■ What the task asks ■
Carry none of the pictures over; write out the complete data exactly.

■ Recorded data ■

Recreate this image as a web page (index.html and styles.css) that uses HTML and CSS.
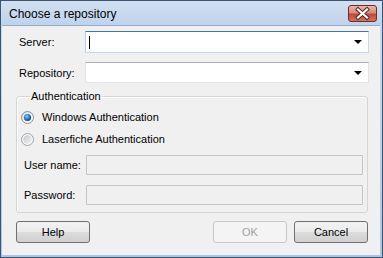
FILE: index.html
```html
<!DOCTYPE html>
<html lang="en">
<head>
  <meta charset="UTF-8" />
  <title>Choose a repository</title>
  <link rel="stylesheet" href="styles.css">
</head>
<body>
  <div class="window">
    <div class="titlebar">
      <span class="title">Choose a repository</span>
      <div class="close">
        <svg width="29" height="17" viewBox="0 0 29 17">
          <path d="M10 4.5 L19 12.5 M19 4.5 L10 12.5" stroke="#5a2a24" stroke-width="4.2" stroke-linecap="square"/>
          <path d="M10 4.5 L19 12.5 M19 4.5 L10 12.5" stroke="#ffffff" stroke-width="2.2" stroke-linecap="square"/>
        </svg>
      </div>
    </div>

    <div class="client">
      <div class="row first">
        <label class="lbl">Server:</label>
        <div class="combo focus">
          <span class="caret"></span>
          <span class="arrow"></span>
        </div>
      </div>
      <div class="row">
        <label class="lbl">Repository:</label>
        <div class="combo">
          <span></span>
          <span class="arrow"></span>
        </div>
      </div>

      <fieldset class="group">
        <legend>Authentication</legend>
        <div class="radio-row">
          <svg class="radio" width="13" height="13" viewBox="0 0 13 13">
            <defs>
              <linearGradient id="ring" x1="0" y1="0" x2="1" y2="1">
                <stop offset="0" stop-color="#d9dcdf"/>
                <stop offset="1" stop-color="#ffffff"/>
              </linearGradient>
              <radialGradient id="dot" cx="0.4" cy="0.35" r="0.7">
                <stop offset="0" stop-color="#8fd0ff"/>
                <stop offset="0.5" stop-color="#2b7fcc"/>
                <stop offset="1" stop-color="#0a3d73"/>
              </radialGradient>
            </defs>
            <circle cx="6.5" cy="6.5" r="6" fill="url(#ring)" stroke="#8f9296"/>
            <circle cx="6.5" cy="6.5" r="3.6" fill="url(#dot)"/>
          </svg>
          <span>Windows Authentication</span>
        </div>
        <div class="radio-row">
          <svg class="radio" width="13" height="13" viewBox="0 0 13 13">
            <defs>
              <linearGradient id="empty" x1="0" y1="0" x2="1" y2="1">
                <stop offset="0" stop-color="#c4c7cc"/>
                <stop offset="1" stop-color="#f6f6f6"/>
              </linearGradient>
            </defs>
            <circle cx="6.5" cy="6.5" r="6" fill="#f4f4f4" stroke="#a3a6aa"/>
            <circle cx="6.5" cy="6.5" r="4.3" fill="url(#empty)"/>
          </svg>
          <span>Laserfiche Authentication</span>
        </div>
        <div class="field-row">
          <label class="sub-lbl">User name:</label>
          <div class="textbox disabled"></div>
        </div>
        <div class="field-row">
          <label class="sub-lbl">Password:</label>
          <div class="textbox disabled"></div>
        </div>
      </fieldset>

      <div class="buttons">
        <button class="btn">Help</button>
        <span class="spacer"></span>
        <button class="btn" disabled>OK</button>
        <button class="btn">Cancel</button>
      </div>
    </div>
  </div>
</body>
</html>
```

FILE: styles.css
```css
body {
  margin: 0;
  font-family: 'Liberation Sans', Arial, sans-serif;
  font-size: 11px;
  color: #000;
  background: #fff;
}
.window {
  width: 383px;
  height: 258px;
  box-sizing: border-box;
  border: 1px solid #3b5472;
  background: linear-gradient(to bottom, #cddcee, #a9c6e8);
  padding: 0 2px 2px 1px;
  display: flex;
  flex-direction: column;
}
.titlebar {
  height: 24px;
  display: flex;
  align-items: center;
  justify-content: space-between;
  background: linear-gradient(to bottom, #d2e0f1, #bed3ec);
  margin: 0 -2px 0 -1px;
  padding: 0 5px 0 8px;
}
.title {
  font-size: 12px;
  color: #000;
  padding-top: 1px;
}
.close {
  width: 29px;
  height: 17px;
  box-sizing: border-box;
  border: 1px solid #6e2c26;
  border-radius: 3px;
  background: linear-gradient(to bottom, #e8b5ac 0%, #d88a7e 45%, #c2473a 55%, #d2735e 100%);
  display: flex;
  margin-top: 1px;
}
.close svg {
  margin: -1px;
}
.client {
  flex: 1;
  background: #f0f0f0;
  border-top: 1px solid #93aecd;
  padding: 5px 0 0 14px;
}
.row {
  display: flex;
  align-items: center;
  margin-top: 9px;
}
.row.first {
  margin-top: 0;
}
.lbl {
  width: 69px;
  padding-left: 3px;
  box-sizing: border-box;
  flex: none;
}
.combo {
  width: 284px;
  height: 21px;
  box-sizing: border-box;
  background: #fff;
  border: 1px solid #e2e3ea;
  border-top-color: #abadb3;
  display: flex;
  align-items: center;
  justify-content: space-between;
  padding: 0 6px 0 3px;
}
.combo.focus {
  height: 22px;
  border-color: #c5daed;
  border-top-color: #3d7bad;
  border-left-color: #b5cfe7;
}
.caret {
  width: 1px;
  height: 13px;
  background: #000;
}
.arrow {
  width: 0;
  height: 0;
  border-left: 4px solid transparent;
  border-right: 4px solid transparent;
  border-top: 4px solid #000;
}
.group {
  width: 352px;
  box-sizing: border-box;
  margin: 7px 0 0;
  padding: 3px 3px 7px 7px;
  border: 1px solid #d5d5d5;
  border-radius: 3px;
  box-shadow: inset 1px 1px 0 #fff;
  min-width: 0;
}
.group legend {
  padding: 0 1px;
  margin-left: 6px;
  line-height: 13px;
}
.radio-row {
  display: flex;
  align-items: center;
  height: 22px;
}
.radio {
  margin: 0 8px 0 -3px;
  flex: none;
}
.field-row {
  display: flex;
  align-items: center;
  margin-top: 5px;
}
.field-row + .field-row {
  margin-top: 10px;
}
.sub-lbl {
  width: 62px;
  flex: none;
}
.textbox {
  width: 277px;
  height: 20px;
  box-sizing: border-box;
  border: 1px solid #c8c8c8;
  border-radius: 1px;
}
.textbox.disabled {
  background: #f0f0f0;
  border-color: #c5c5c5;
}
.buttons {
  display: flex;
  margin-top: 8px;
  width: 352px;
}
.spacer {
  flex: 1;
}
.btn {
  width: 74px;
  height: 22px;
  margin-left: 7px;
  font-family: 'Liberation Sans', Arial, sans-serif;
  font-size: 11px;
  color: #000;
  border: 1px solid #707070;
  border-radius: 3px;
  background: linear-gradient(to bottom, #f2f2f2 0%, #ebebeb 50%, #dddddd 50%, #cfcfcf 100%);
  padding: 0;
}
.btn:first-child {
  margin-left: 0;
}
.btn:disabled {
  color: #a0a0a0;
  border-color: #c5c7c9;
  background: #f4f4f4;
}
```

■ Answer in full ■
Recreate this image as a web page (index.html and styles.css) that uses HTML and CSS.
FILE: index.html
```html
<!DOCTYPE html>
<html lang="en">
<head>
  <meta charset="UTF-8" />
  <title>Choose a repository</title>
  <link rel="stylesheet" href="styles.css">
</head>
<body>
  <div class="window">
    <div class="titlebar">
      <span class="title">Choose a repository</span>
      <div class="close">
        <svg width="29" height="17" viewBox="0 0 29 17">
          <path d="M10 4.5 L19 12.5 M19 4.5 L10 12.5" stroke="#5a2a24" stroke-width="4.2" stroke-linecap="square"/>
          <path d="M10 4.5 L19 12.5 M19 4.5 L10 12.5" stroke="#ffffff" stroke-width="2.2" stroke-linecap="square"/>
        </svg>
      </div>
    </div>

    <div class="client">
      <div class="row first">
        <label class="lbl">Server:</label>
        <div class="combo focus">
          <span class="caret"></span>
          <span class="arrow"></span>
        </div>
      </div>
      <div class="row">
        <label class="lbl">Repository:</label>
        <div class="combo">
          <span></span>
          <span class="arrow"></span>
        </div>
      </div>

      <fieldset class="group">
        <legend>Authentication</legend>
        <div class="radio-row">
          <svg class="radio" width="13" height="13" viewBox="0 0 13 13">
            <defs>
              <linearGradient id="ring" x1="0" y1="0" x2="1" y2="1">
                <stop offset="0" stop-color="#d9dcdf"/>
                <stop offset="1" stop-color="#ffffff"/>
              </linearGradient>
              <radialGradient id="dot" cx="0.4" cy="0.35" r="0.7">
                <stop offset="0" stop-color="#8fd0ff"/>
                <stop offset="0.5" stop-color="#2b7fcc"/>
                <stop offset="1" stop-color="#0a3d73"/>
              </radialGradient>
            </defs>
            <circle cx="6.5" cy="6.5" r="6" fill="url(#ring)" stroke="#8f9296"/>
            <circle cx="6.5" cy="6.5" r="3.6" fill="url(#dot)"/>
          </svg>
          <span>Windows Authentication</span>
        </div>
        <div class="radio-row">
          <svg class="radio" width="13" height="13" viewBox="0 0 13 13">
            <defs>
              <linearGradient id="empty" x1="0" y1="0" x2="1" y2="1">
                <stop offset="0" stop-color="#c4c7cc"/>
                <stop offset="1" stop-color="#f6f6f6"/>
              </linearGradient>
            </defs>
            <circle cx="6.5" cy="6.5" r="6" fill="#f4f4f4" stroke="#a3a6aa"/>
            <circle cx="6.5" cy="6.5" r="4.3" fill="url(#empty)"/>
          </svg>
          <span>Laserfiche Authentication</span>
        </div>
        <div class="field-row">
          <label class="sub-lbl">User name:</label>
          <div class="textbox disabled"></div>
        </div>
        <div class="field-row">
          <label class="sub-lbl">Password:</label>
          <div class="textbox disabled"></div>
        </div>
      </fieldset>

      <div class="buttons">
        <button class="btn">Help</button>
        <span class="spacer"></span>
        <button class="btn" disabled>OK</button>
        <button class="btn">Cancel</button>
      </div>
    </div>
  </div>
</body>
</html>
```

FILE: styles.css
```css
body {
  margin: 0;
  font-family: 'Liberation Sans', Arial, sans-serif;
  font-size: 11px;
  color: #000;
  background: #fff;
}
.window {
  width: 383px;
  height: 258px;
  box-sizing: border-box;
  border: 1px solid #3b5472;
  background: linear-gradient(to bottom, #cddcee, #a9c6e8);
  padding: 0 2px 2px 1px;
  display: flex;
  flex-direction: column;
}
.titlebar {
  height: 24px;
  display: flex;
  align-items: center;
  justify-content: space-between;
  background: linear-gradient(to bottom, #d2e0f1, #bed3ec);
  margin: 0 -2px 0 -1px;
  padding: 0 5px 0 8px;
}
.title {
  font-size: 12px;
  color: #000;
  padding-top: 1px;
}
.close {
  width: 29px;
  height: 17px;
  box-sizing: border-box;
  border: 1px solid #6e2c26;
  border-radius: 3px;
  background: linear-gradient(to bottom, #e8b5ac 0%, #d88a7e 45%, #c2473a 55%, #d2735e 100%);
  display: flex;
  margin-top: 1px;
}
.close svg {
  margin: -1px;
}
.client {
  flex: 1;
  background: #f0f0f0;
  border-top: 1px solid #93aecd;
  padding: 5px 0 0 14px;
}
.row {
  display: flex;
  align-items: center;
  margin-top: 9px;
}
.row.first {
  margin-top: 0;
}
.lbl {
  width: 69px;
  padding-left: 3px;
  box-sizing: border-box;
  flex: none;
}
.combo {
  width: 284px;
  height: 21px;
  box-sizing: border-box;
  background: #fff;
  border: 1px solid #e2e3ea;
  border-top-color: #abadb3;
  display: flex;
  align-items: center;
  justify-content: space-between;
  padding: 0 6px 0 3px;
}
.combo.focus {
  height: 22px;
  border-color: #c5daed;
  border-top-color: #3d7bad;
  border-left-color: #b5cfe7;
}
.caret {
  width: 1px;
  height: 13px;
  background: #000;
}
.arrow {
  width: 0;
  height: 0;
  border-left: 4px solid transparent;
  border-right: 4px solid transparent;
  border-top: 4px solid #000;
}
.group {
  width: 352px;
  box-sizing: border-box;
  margin: 7px 0 0;
  padding: 3px 3px 7px 7px;
  border: 1px solid #d5d5d5;
  border-radius: 3px;
  box-shadow: inset 1px 1px 0 #fff;
  min-width: 0;
}
.group legend {
  padding: 0 1px;
  margin-left: 6px;
  line-height: 13px;
}
.radio-row {
  display: flex;
  align-items: center;
  height: 22px;
}
.radio {
  margin: 0 8px 0 -3px;
  flex: none;
}
.field-row {
  display: flex;
  align-items: center;
  margin-top: 5px;
}
.field-row + .field-row {
  margin-top: 10px;
}
.sub-lbl {
  width: 62px;
  flex: none;
}
.textbox {
  width: 277px;
  height: 20px;
  box-sizing: border-box;
  border: 1px solid #c8c8c8;
  border-radius: 1px;
}
.textbox.disabled {
  background: #f0f0f0;
  border-color: #c5c5c5;
}
.buttons {
  display: flex;
  margin-top: 8px;
  width: 352px;
}
.spacer {
  flex: 1;
}
.btn {
  width: 74px;
  height: 22px;
  margin-left: 7px;
  font-family: 'Liberation Sans', Arial, sans-serif;
  font-size: 11px;
  color: #000;
  border: 1px solid #707070;
  border-radius: 3px;
  background: linear-gradient(to bottom, #f2f2f2 0%, #ebebeb 50%, #dddddd 50%, #cfcfcf 100%);
  padding: 0;
}
.btn:first-child {
  margin-left: 0;
}
.btn:disabled {
  color: #a0a0a0;
  border-color: #c5c7c9;
  background: #f4f4f4;
}
```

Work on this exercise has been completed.